As Chris Bowers pointed out pungently in a late-night post, the “changes everything” interpretation is a little strange, insofar as the delegate and popular vote math that suddenly seems so compelling to the chattering classes after last night’s results has been pointing to the virtual certainty of an Obama nomination for well over a month now, and maybe longer:

All of the arguments that could be used by the punditry to declare the nomination campaign over could have been used really at any point since Wisconsin. For some reason, those arguments appear to be sticking tonight, whereas they weren’t earlier. According to the logic that ends the campaign tonight, there was no reason to torture us for the past two months, except to damage Democrats for the sake of damaging Democrats

Chris hints at one factor in the shifting media narrative of the contest that I’ve always thought was an irrationally big deal: the fixation of the media with “wins” and “losses” in particular states, compounded by a focus on beating expectations. In terms of the actual mechanics of winning the nomination, even if you care about non-delegate factors like cumulative popular vote, it really doesn’t matter at all whether one candidate or another “wins” the popular vote in individual states. This isn’t a general election, where a “win” gets you electoral votes. But without question, media coverage of the nominating process has given vast and undeserved attention to this phenomenon, for the obvious reason that it’s “better television” to “call” a state for Clinton or Obama–particularly if it’s an “upset”–than to report the slow, complicated cumulative math of pledged delegates and/or total popular vote. This is probably the price we pay for a system of nominating candidates that’s staged by individual states over a long period of time.
As we get closer to the final decision, however, the math has to take over, and absent some “upset” that’s viewed as a “game-changer,” that’s what seems to be happening in media perceptions today.
So where does that leave us? Assuming she can raise or lend herself enough money to give herself that option, Clinton’s candidacy now comes down to avoiding extinction by superdelegates and party leaders in the hopes that some external event–i.e., a “scandal” or major “gaffe”–will suddenly make Barack Obama look truly unelectable. For that reason, the best indicator to look at from now on is probably not pledged delegates or popular votes, or any particular primary outcome, but general election polls. HRC desperately needs a batch of polls showing that she’d beat John McCain handily while Obama would lose to him by a significant margin. Her campaign may even succeed in convincing superdelegates to hold off on shifting to Obama for a while just to make sure he doesn’t “crater” in general election polls after he’s become the putative nominee. But if such polls don’t give her what she needs (and they haven’t so far), it truly is over, sooner or later.
For history-minded readers, I can recall a precedent for HRC’s situation, way back in 1968, when Nelson Rockefeller (in tacit alliance with Ronald Reagan) launched a late challenge to the nomination of Richard Nixon. Rocky’s whole campaign was about electability: Nixon was famously a loser, and would lose to Hubert Humphrey in November. About a week before the Republican Convention, a major poll came out showing Nixon running better against Humphrey than Rockefeller, instantly croaking Rockefeller’s candidacy and guaranteeing Nixon the nomination. Like Rocky then, Clinton’s fate is now in the hands of the pollsters and the superdelegates and media wizards who consult them.
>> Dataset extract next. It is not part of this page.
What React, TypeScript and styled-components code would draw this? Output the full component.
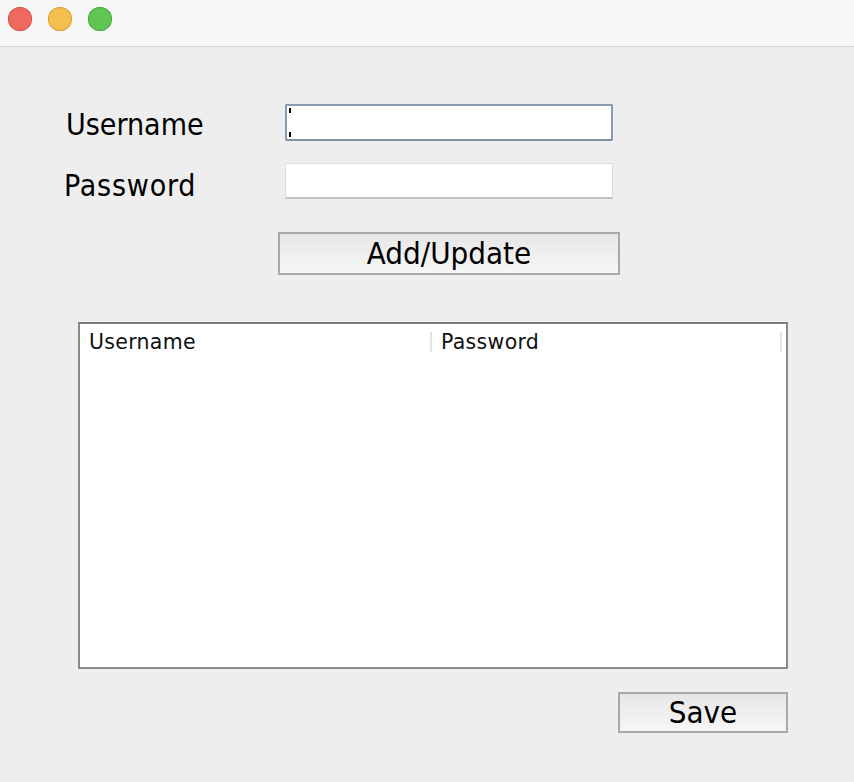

2 comments on “HRC’s Final Hope: General Election Polls

  1. edkilgore on

    Tanya:
    Thanks for this comment, and for your validation of my memory on this subject, which I began to question after I wrote the post.
    Out of curiosity: in ’68, did you ever cross paths with Rocky’s southern regional director, a guy named Newt Gingrich?
    Ed Kilgore

    Reply
  2. Tanya Melich on

    As a member of the Rockefeller delegate boiler room staff in 1968, Ed is correct about the Rockefeller-Reagan campaigns trying to stop Nixon. The trouble with the strategy was the failure of the Rockfeller campaign to concentrate on traditional delegate deal making and instead concentrate on a non-political solution of using polling data to prove that Nixon was “not electable.” This was a disastrous approach. While we were waiting for public opinion to save our effort, Nixon was making deals to win delegates. Clinton’s campaign seems to be following a similar strategy.